June 05, 2008

EURO 2008 - The Final Stadium.


Happel-Stadion-Outside
The Ernst-Happel Stadium in Vienna, designed in 1931 by Otto Ernst Schweizer

The Ernst-Happel Stadium in Vienna is the biggest of the eight venues of the EURO 2008 in Austria and Switzerland, and with seven matches, including the final on 29th of June, the main site. Formally called "Praterstadium" it got built in 1931 together with an open air bath, designed by the architect Otto Ernst Schweizer. At that time it was considered as the most modern stadium, with a capacity of 60.000 visitors and an evacuation time of less than eight minutes. The last national match before Second World War was carried out on 3rd of April 1938, called "annexation match"; Austria won 2:0 against Germany. In September 1939 it served a completely different purpose: more than 1,000 Jewish men were held captive in the corridors of sector B, 1,038 of them were deported to the concentration camp Buchenwald, only 70 survived. A commemoration plaque reminds this atrocity since 2003.

Happel-Stadion-Inside
The venue of the Euro 2008 final - additional tribunes are added to reach a capacity of 53,000 visitors

After war the Praterstadium got enlarged to the amount of 90,000 visitors, but during renovation in 1986 again scaled down to 50.000, receiving its 50 meters projecting elliptic roof and attached facilities, partly covering the elegant reinforced concrete skeleton of Schweizer. During EURO 2008 additional tribunes are added to reach a capacity of 53,000 visitors. The first match takes place on 8th of June: Austria versus Croatia.

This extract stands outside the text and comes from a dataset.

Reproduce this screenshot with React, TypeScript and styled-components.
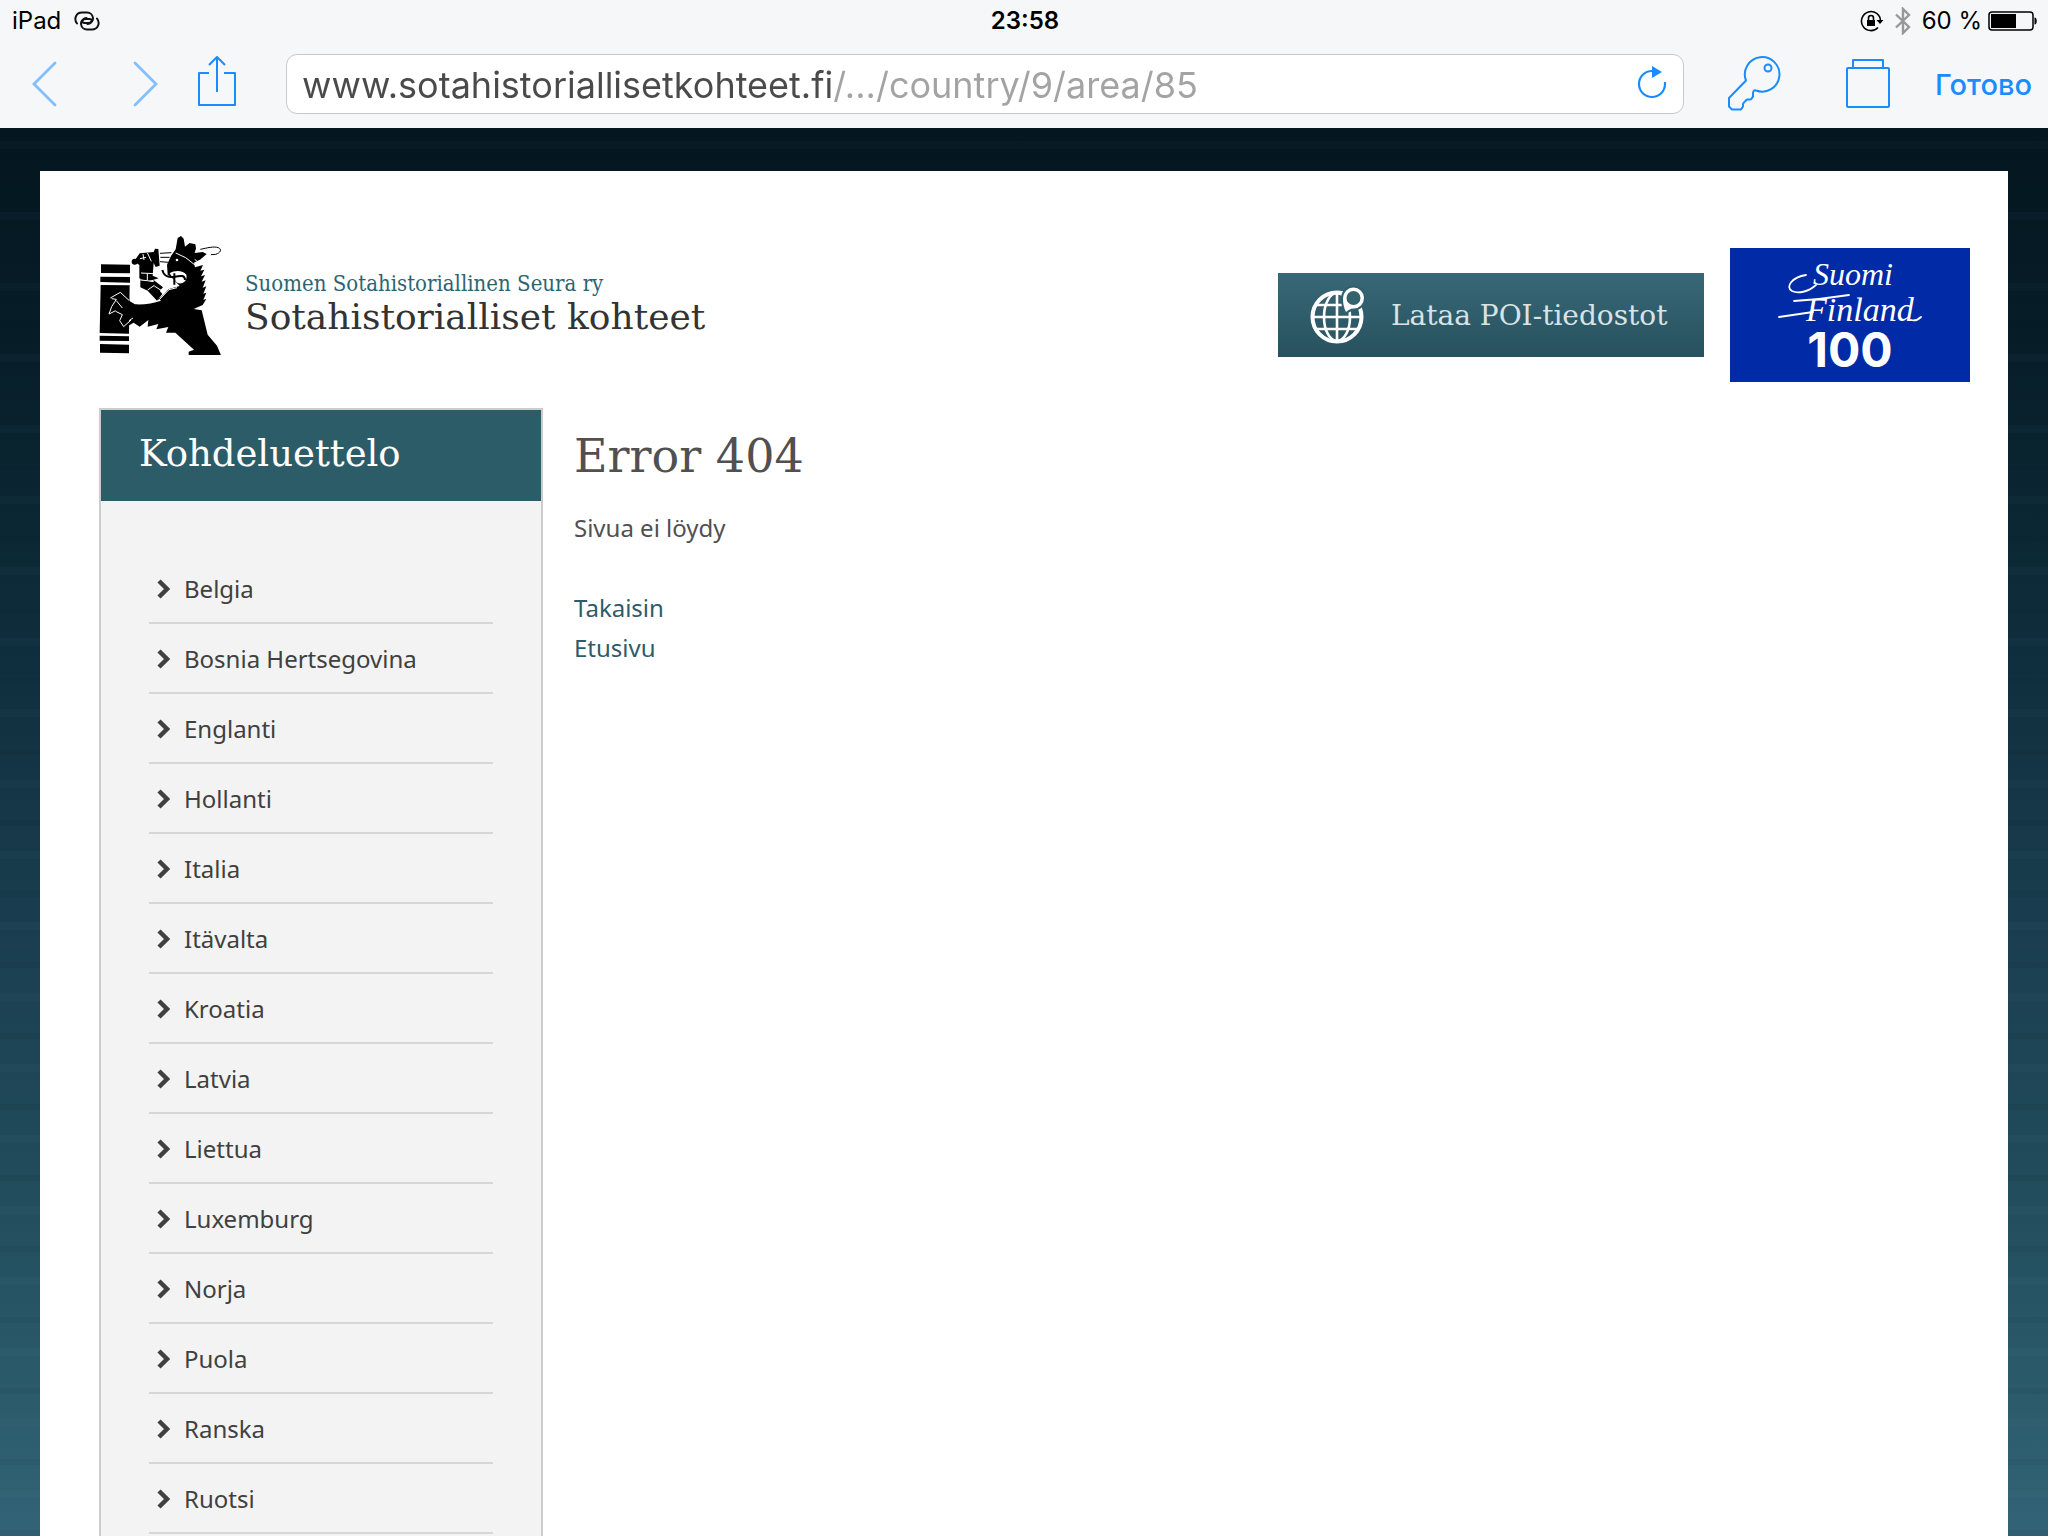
import React from "react";
import styled, { createGlobalStyle } from "styled-components";

const ui = `Inter, Roboto, "Liberation Sans", sans-serif`;
const body = `"Noto Sans", "Open Sans", sans-serif`;
const serif = `"DejaVu Serif", "Liberation Serif", serif`;
const serifNarrow = `"DejaVu Serif Condensed", "DejaVu Serif", serif`;
const blue = "#1a8cff";

const GlobalStyle = createGlobalStyle`
  * { box-sizing: border-box; }
  html, body { height: 100%; overflow: hidden; }
  body { margin: 0; background: #f5f7f9; }
  #root { height: 100%; }
  button, input { font: inherit; }
  button { border: 0; padding: 0; background: none; color: inherit; }
  a { text-decoration: none; }
  svg { display: block; flex: none; }
`;

const Screen = styled.div`
  display: flex;
  flex-direction: column;
  height: 100vh;
`;

/* Browser chrome */
const Chrome = styled.header`
  flex: none;
  height: 128px;
  font-family: ${ui};
  background: #f5f7f9;
`;

const StatusBar = styled.div`
  display: grid;
  grid-template-columns: 1fr auto 1fr;
  align-items: center;
  height: 40px;
  padding: 2px 10px 0 12px;
  font-size: 24px;
  line-height: 28px;
  color: #000;
`;

const StatusGroup = styled.div<{ $gap: number; $end?: boolean }>`
  display: flex;
  align-items: center;
  justify-content: ${(p) => (p.$end ? "flex-end" : "flex-start")};
  gap: ${(p) => p.$gap}px;
`;

const Clock = styled.time`
  font-weight: 600;
`;

const Toolbar = styled.nav`
  display: flex;
  align-items: center;
  height: 88px;
  padding: 0 16px 0 32px;
`;

const NavButtons = styled.div`
  display: flex;
  align-items: center;
  width: 254px;
`;

const IconButton = styled.button<{ $gap: number }>`
  display: flex;
  margin-right: ${(p) => p.$gap}px;
`;

const AddressBar = styled.div`
  flex: 1;
  display: flex;
  align-items: center;
  height: 60px;
  padding: 0 14px 0 15px;
  border: 1px solid #c8c9cb;
  border-radius: 11px;
  background: #fff;
`;

const AddressInput = styled.input`
  flex: 1;
  min-width: 0;
  height: 58px;
  padding: 2px 0 0;
  border: 0;
  outline: 0;
  font-size: 36px;
  color: transparent;
  background: linear-gradient(90deg, #4a4a4a 531px, #a3a3a3 531px);
  background-clip: text;
  -webkit-background-clip: text;
`;

const Actions = styled.div`
  display: flex;
  align-items: center;
  padding-left: 43px;
`;

const DoneButton = styled.button`
  padding-top: 2px;
  font-size: 29px;
  line-height: 40px;
  font-weight: 500;
  color: ${blue};
`;

/* Web page */
const Page = styled.div`
  flex: 1;
  min-height: 0;
  display: flex;
  padding: 43px 40px 0;
  background:
    repeating-linear-gradient(0deg, rgba(0, 20, 30, 0.06) 0 6px, transparent 6px 38px, rgba(120, 170, 190, 0.03) 38px 46px, transparent 46px 71px),
    linear-gradient(180deg, #04161f 0%, #061d28 15%, #0e2c3a 35%, #1a3e50 57%, #214c5b 75%, #2b5b6b 90%, #326376 100%);
`;

const Sheet = styled.div`
  flex: 1;
  min-width: 0;
  padding: 64px 38px 0 59px;
  background: #fff;
`;

const SiteHeader = styled.div`
  display: flex;
  align-items: flex-start;
  justify-content: space-between;
`;

const Brand = styled.a`
  display: flex;
  align-items: center;
  gap: 23px;
`;

const BrandText = styled.span`
  display: flex;
  flex-direction: column;
  padding-top: 18px;
`;

const BrandOwner = styled.span`
  font-family: ${serifNarrow};
  font-size: 22px;
  line-height: 26px;
  color: #2d6473;
`;

const BrandName = styled.span`
  font-family: ${serif};
  font-size: 36px;
  line-height: 40px;
  color: #333;
`;

const Banners = styled.div`
  display: flex;
  align-items: center;
  gap: 26px;
  padding-top: 13px;
`;

const PoiLink = styled.a`
  display: flex;
  align-items: center;
  gap: 26px;
  width: 426px;
  height: 84px;
  padding-left: 31px;
  font-family: ${serif};
  font-size: 28px;
  color: #d9e3e6;
  background: linear-gradient(180deg, #386877, #27515e);
`;

const Columns = styled.div`
  display: flex;
  align-items: flex-start;
  gap: 31px;
  padding-top: 26px;
`;

const Sidebar = styled.aside`
  flex: none;
  width: 444px;
  border: 2px solid #ccc;
  background: #f3f3f3;
`;

const SidebarTitle = styled.h2`
  margin: 0;
  height: 91px;
  padding-left: 38px;
  font-family: ${serif};
  font-size: 37px;
  line-height: 88px;
  font-weight: 400;
  color: #fff;
  background: #2d5c69;
`;

const CountryList = styled.ul`
  margin: 0;
  padding: 53px 48px 40px;
  list-style: none;
`;

const CountryItem = styled.li`
  border-bottom: 2px solid #d6d6d6;
`;

const CountryLink = styled.a`
  display: flex;
  align-items: center;
  gap: 14px;
  height: 68px;
  padding-left: 8px;
  font-family: ${body};
  font-size: 24px;
  color: #404040;
`;

const Main = styled.main`
  flex: 1;
  font-family: ${body};
  font-size: 24px;
  line-height: 40px;
  color: #505050;
`;

const Title = styled.h1`
  margin: 0;
  padding: 16px 0 20px;
  font-family: ${serif};
  font-size: 46px;
  line-height: 64px;
  font-weight: 400;
`;

const Message = styled.p`
  margin: 0 0 40px;
`;

const TextLink = styled.a`
  display: block;
  color: #2d5c69;
`;

const countries = [
  "Belgia", "Bosnia Hertsegovina", "Englanti", "Hollanti", "Italia", "Itävalta", "Kroatia",
  "Latvia", "Liettua", "Luxemburg", "Norja", "Puola", "Ranska", "Ruotsi",
];

const HotspotIcon = () => (
  <svg width="26" height="20" viewBox="0 0 26 20" fill="none" stroke="#111" strokeWidth="2" strokeLinecap="round">
    <path d="M3 12.500C-.5 8 2 1.500 8 1.500h5c7 0 8.500 10.500 1 10.500h-3.500c-3 0-3-3 0-4.500l2-.5" />
    <path d="M23 7.500c3.500 4.500 1 11-5 11h-5C6 18.500 4.500 8 12 8h3.500c3 0 3 3 0 4.500l-2 .5" />
  </svg>
);

const RotationLockIcon = () => (
  <svg width="24" height="22" viewBox="0 0 24 22" fill="none" stroke="#000" strokeWidth="1.600">
    <path d="M18 17.500a9.500 9.500 0 1 1 2.500-6.500" />
    <path d="M16.500 10h7l-3.500 4z" fill="#000" stroke="none" />
    <path d="M8.500 11V8a2.500 2.500 0 0 1 5 0v3" />
    <rect x="7" y="10" width="8" height="6" fill="#000" stroke="none" />
  </svg>
);

const BluetoothIcon = () => (
  <svg width="16" height="28" viewBox="0 0 16 28" fill="none" stroke="#97989a" strokeWidth="2.400">
    <path d="M1 7.500l13 12.500-6 6V2l6 6L1 20.500" />
  </svg>
);

const BatteryIcon = () => (
  <svg width="50" height="20" viewBox="0 0 50 20">
    <rect x="1" y="1" width="44" height="18" rx="3" fill="none" stroke="#000" strokeWidth="1.500" />
    <rect x="3" y="3" width="25" height="14" fill="#000" />
    <path d="M46.500 6.500c3 0 3 7 0 7z" fill="#000" />
  </svg>
);

const ArrowIcon = ({ flip }: { flip?: boolean }) => (
  <svg width="25" height="46" viewBox="0 0 25 46" fill="none" stroke="#83bffd" strokeWidth="2.800" strokeLinecap="round">
    <path d={flip ? "M2 2l21 21L2 44" : "M23 2L2 23l21 21"} />
  </svg>
);

const ShareIcon = () => (
  <svg width="40" height="58" viewBox="0 0 40 58" fill="none" stroke={blue} strokeWidth="2" strokeLinejoin="round">
    <path d="M12 18H2v32h36V18H27M20 37V3M12 10l8-8 8 8" />
  </svg>
);

const ReloadIcon = () => (
  <svg width="32" height="38" viewBox="0 0 32 38" fill="none" stroke={blue} strokeWidth="2.200">
    <path d="M15 6a13 13 0 1 0 13 13v-2" />
    <path d="M15 1l10 6-10 6z" fill={blue} stroke="none" />
  </svg>
);

const KeyIcon = () => (
  <svg width="54" height="58" viewBox="0 0 54 58" fill="none" stroke={blue} strokeWidth="2" strokeLinejoin="round">
    <path d="M19 25.500A17.300 17.300 0 1 1 29 35.500c-2-1-3 1-3 3v3c-1 1-1 3-3 3h-3c-2 2-4 3-4 5v2l-2 3H5l-3-3V43z" />
    <circle cx="41" cy="13" r="3.500" />
  </svg>
);

const TabsIcon = () => (
  <svg width="46" height="52" viewBox="0 0 46 52" fill="none" stroke={blue} strokeWidth="2" strokeLinejoin="round">
    <rect x="2" y="10" width="42" height="39" rx="1" />
    <path d="M8 10V2h30v8" />
  </svg>
);

const LionLogo = () => (
  <svg width="123" height="120" viewBox="60 43 369 360" role="img" aria-label="Sotahistoriallinen Seura">
    <g fill="#000">
      <path d="M66 131l87 1v26l-87-1zM64 168l89 1v17l-89-2zM65 193l87 1-2 145-88-2zM62 345l88 2v14l-88-1zM63 370l87 2v26l-87-2z" />
      <path d="M128 226l22 14 18 11c28 2 55-4 78-11l-10-8c18 6 20-20 36-28l30-8-20-22-16-12-2-30 12-26 14-20 6-34 10-6 8 8 4 24 14-11 17 4 2 12-4 14 24-3 12 6-18 16-20 10 3 14 24-7-8 17 12-3-10 20 12-4-10 20 12-4-9 22 11-4-9 22 9-3-9 21 9-2-11 18-27 12 24 4 18 73 28 33 12 29h-97v-11l16-6-56-51-28 0 7-17-36 7 6-16-32 8 2-20-26 20-18-12-24 14-14-40z" />
      <circle cx="167" cy="123" r="9" />
      <path d="M168 118l14-20 42-4 4-10 10 1 4 50-12 4-6-12-3 38 18 8-36 10-22-10 0-40-12-8z" />
      <path d="M184 176l38 8 2-6 28 22-10 10 8 10-16 20-28-30-22-10z" />
      <path d="M270 207c-12 12-24 20-34 32l40-8 28-30z" />
    </g>
    <g fill="none" stroke="#fff" strokeWidth="3">
      <path d="M186 157l38 2M184 178l40 4M205 158v20M206 208l20-14M226 196l22 14M183 114l18-4M205 96l12 26M192 100l3 18" />
      <path d="M238 240l32-33 24-6M290 97l30 14 28 22M347 116l12 10M258 108l16-1" />
      <path d="M94 232l30-17 26 24M98 234l14 2-14 22-8 22 20-10M112 240l18 22M110 272l20 10-8 18 12 18 22-20M150 300l12-8" />
    </g>
    <g fill="none" stroke="#000" strokeWidth="3">
      <path d="M243 98l34-2M244 110h28M243 123l26 2M364 86c20-4 40-10 54-5 12 5 6 16-8 20l-14 1" />
    </g>
    <path d="M272 158c14-10 40-10 50 4 4 16-8 28-22 26-10-2-10-10-20-18z" fill="#fff" />
    <path d="M250 148c4 18 20 24 38 20s30-4 30 10M286 158v34" fill="none" stroke="#000" strokeWidth="6" />
    <circle cx="294" cy="118" r="4" fill="#fff" />
  </svg>
);

const pin = "M37 28C34.500 23 34 19 34 14a10.500 10.500 0 1 1 11 10.500c-4 0-6 2-8 3.500z";

const GlobeIcon = () => (
  <svg width="56" height="62" viewBox="0 0 56 62" fill="none" stroke="#fff">
    <circle cx="28" cy="33" r="24.500" strokeWidth="4" />
    <path d="M28 9v48M5 33h46M8 21h40M8 45h40" strokeWidth="2.600" />
    <ellipse cx="28" cy="33" rx="13" ry="24" strokeWidth="2.600" />
    <path d={pin} fill="#2f6070" stroke="#2f6070" strokeWidth="4" />
    <path d={pin} fill="#fff" stroke="none" />
    <circle cx="44.500" cy="14" r="7" fill="#34636f" stroke="none" />
  </svg>
);

const FinlandLogo = () => (
  <svg width="240" height="134" viewBox="0 0 240 134" role="img" aria-label="Suomi Finland 100">
    <rect width="240" height="134" fill="#002aa6" />
    <g fill="#fff" fontFamily='"Liberation Serif", serif' fontStyle="italic">
      <text x="83" y="37" fontSize="32">Suomi</text>
      <text x="76" y="73" fontSize="34">Finland</text>
    </g>
    <g fill="none" stroke="#fff" strokeWidth="1.800" strokeLinecap="round">
      <path d="M76 27c-14 2-21 12-14 16 6 3 16 1 24-6M64 53c16-1 36-3 55-6M49 69l34-5M181 72c4 1 7 0 10-3" />
    </g>
    <text x="120" y="119" fill="#fff" fontFamily="Inter, sans-serif" fontWeight="700" fontSize="48" textAnchor="middle">100</text>
  </svg>
);

const Chevron = () => (
  <svg width="13" height="22" viewBox="0 0 13 22" fill="none" stroke="#404040" strokeWidth="4.500">
    <path d="M2 4l8 8-8 8" />
  </svg>
);

export default function App() {
  return (
    <Screen>
      <GlobalStyle />
      <Chrome>
        <StatusBar>
          <StatusGroup $gap={13}>
            <span>iPad</span>
            <HotspotIcon />
          </StatusGroup>
          <Clock>23:58</Clock>
          <StatusGroup $gap={11} $end>
            <RotationLockIcon />
            <BluetoothIcon />
            <StatusGroup $gap={6}>
              <span>60 %</span>
              <BatteryIcon />
            </StatusGroup>
          </StatusGroup>
        </StatusBar>
        <Toolbar aria-label="Browser">
          <NavButtons>
            <IconButton $gap={76} aria-label="Back"><ArrowIcon /></IconButton>
            <IconButton $gap={39} aria-label="Forward"><ArrowIcon flip /></IconButton>
            <IconButton $gap={0} aria-label="Share"><ShareIcon /></IconButton>
          </NavButtons>
          <AddressBar>
            <AddressInput aria-label="Address" readOnly value="www.sotahistoriallisetkohteet.fi/.../country/9/area/85" />
            <IconButton $gap={0} aria-label="Reload"><ReloadIcon /></IconButton>
          </AddressBar>
          <Actions>
            <IconButton $gap={64} aria-label="Passwords"><KeyIcon /></IconButton>
            <IconButton $gap={44} aria-label="Tabs"><TabsIcon /></IconButton>
            <DoneButton>Готово</DoneButton>
          </Actions>
        </Toolbar>
      </Chrome>
      <Page>
        <Sheet>
          <SiteHeader>
            <Brand href="#">
              <LionLogo />
              <BrandText>
                <BrandOwner>Suomen Sotahistoriallinen Seura ry</BrandOwner>
                <BrandName>Sotahistorialliset kohteet</BrandName>
              </BrandText>
            </Brand>
            <Banners>
              <PoiLink href="#"><GlobeIcon />Lataa POI-tiedostot</PoiLink>
              <a href="#"><FinlandLogo /></a>
            </Banners>
          </SiteHeader>
          <Columns>
            <Sidebar>
              <SidebarTitle>Kohdeluettelo</SidebarTitle>
              <CountryList>
                {countries.map((name) => (
                  <CountryItem key={name}>
                    <CountryLink href="#"><Chevron />{name}</CountryLink>
                  </CountryItem>
                ))}
              </CountryList>
            </Sidebar>
            <Main>
              <Title>Error 404</Title>
              <Message>Sivua ei löydy</Message>
              <TextLink href="#">Takaisin</TextLink>
              <TextLink href="#">Etusivu</TextLink>
            </Main>
          </Columns>
        </Sheet>
      </Page>
    </Screen>
  );
}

It's a pity that architects haven't been invited to redesign the stadium for the EURO 2008; prefab elements, like they are used for temporary fairs, are applied as additional media facilities, interview-loges, VIP areas and tribunes. All of those features, except the metro connection (finally finished for this event), are going to be removed afterwards - the reinforced concrete structure of 1931 remains unbeatable thus.